Yesterday our little group pushed, pulled, and floated our kayaks over 10 km of thin sea ice densely populated with melt ponds. In the best moments we were gondoliers, effortlessly punting our kayaks through bright blue canals on the ice, the resemblance broken only by our attire (peculiarly aesthetic dry suits) and our voices (mine being only a bit shy of pitch perfect baritone). In the worst moments, which were most of them, we were a team of snapping pack animals dragging a ton of food, equipment, and clothing each. We were rewarded in our efforts by 50 degree temperatures and a quiet, soft place to sleep instead of the ice of the night before.

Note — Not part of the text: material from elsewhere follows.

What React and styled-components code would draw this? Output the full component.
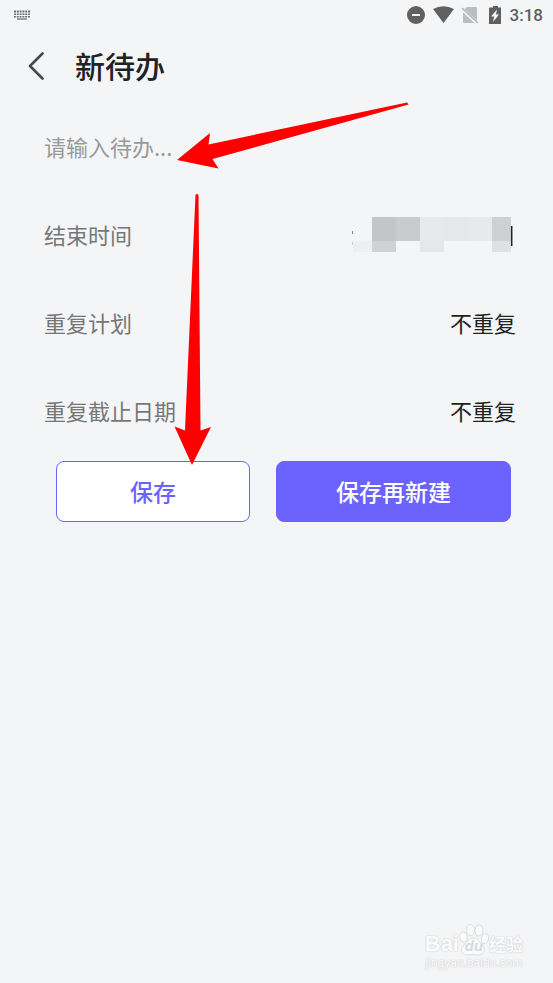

Today we wake at Distant Cape on the north side of Lady Franklin Bay, at the base of a sizeable alluvial fan that spreads out from an old coal seam once mined by the original Greely expedition that gave it its name. We may be the only humans to set foot here in 150 years, and subsequently the only to be spoiled by an indescribable view of snow capped Mount Campbell across the Bay, with Nares Strait and the gargantuan Peterman glacier lying in the distance, on which the sun see, to perpetually shine. One would be forgiven for thinking we were in the fjords of Norway if not for the unending broken expanse of sea ice spreading out in every direction. Tomorrow we push onwards across the bay, and expect to camp on the ice again. We will be skirting the line of sea ice that divides the land fast sea ice of the bay from the mobile, broken ice of the Strait itself.
2 days more of hauling await, wish us luck!